Investors continued to prefer Passives for their Large Cap allocations with the category receiving greater than 95% of all net inflows in passive segment.

 

 

Infrastructure category lead the Thematic segment

Investors also took to bet on Active Thematic funds highlighting with 20K CR net inflows. Infrastructure, Manufacturing, Business cycle funds and PSU picked up steam, attracting net inflows of more than 2K CR each. Passively managed thematic funds of PSU Category saw highest net inflows among passive segment in thematic, considering relatively small AUM.

Active Constant Maturity and Passive Target Maturity drive net inflows

As per study, Debt Funds faced substantial net inflows in the June quarter across both Active and Passive funds. While, Constant Maturity funds dominated the inflows making up over majority of flows in Active Debt Category followed by Gilt and Corporate Bond funds with some inflows

 Liquid & Money Market funds drive Estimated Net Flows

Liquid & Money Market funds drove the category net inflows (>85%), followed by Overnight funds, in the June quarter. Low Duration and Ultra Short funds saw net inflows greater than 10K crore.

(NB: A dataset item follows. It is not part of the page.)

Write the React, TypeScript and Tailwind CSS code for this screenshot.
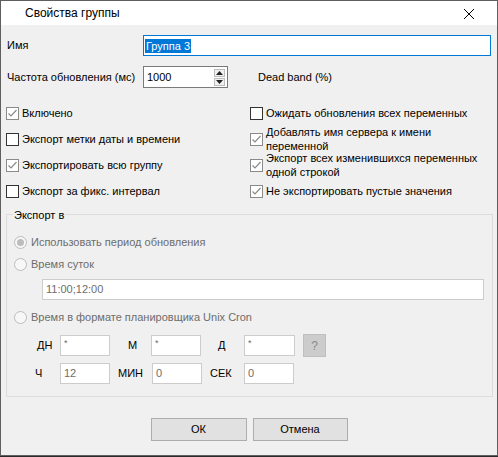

Generally, investors use debt funds with maturity up to 1 year to park excess cash in the short term leading to high volatility in inward & outward flows. Passively managed Liquid funds saw significant net inflows, given their relatively small AUM.

Multi Asset funds continue to see strong traction

Multi Asset funds led the Hybrid category, securing ~60% of the net inflows, followed by Equity Savings with ~23% and Balanced Advantage at ~17%. Aggressive & Conservative Hybrid funds saw net outflows of 0.3 k Cr each. Multi-Asset Category saw the net flows close to 8.5k crore.

No country for International Funds

During the quarter, Outflows from the International category occurred across categories, primarily attributed to the RBI threshold, which led to few restrictions on new investments in such schemes. Actively managed International Funds saw net outflows of 1k Cr, with a relatively majority in Broad Based Category. Passively managed International Funds saw net inflows of 0.5k Cr, with a relatively majority in Thematic funds.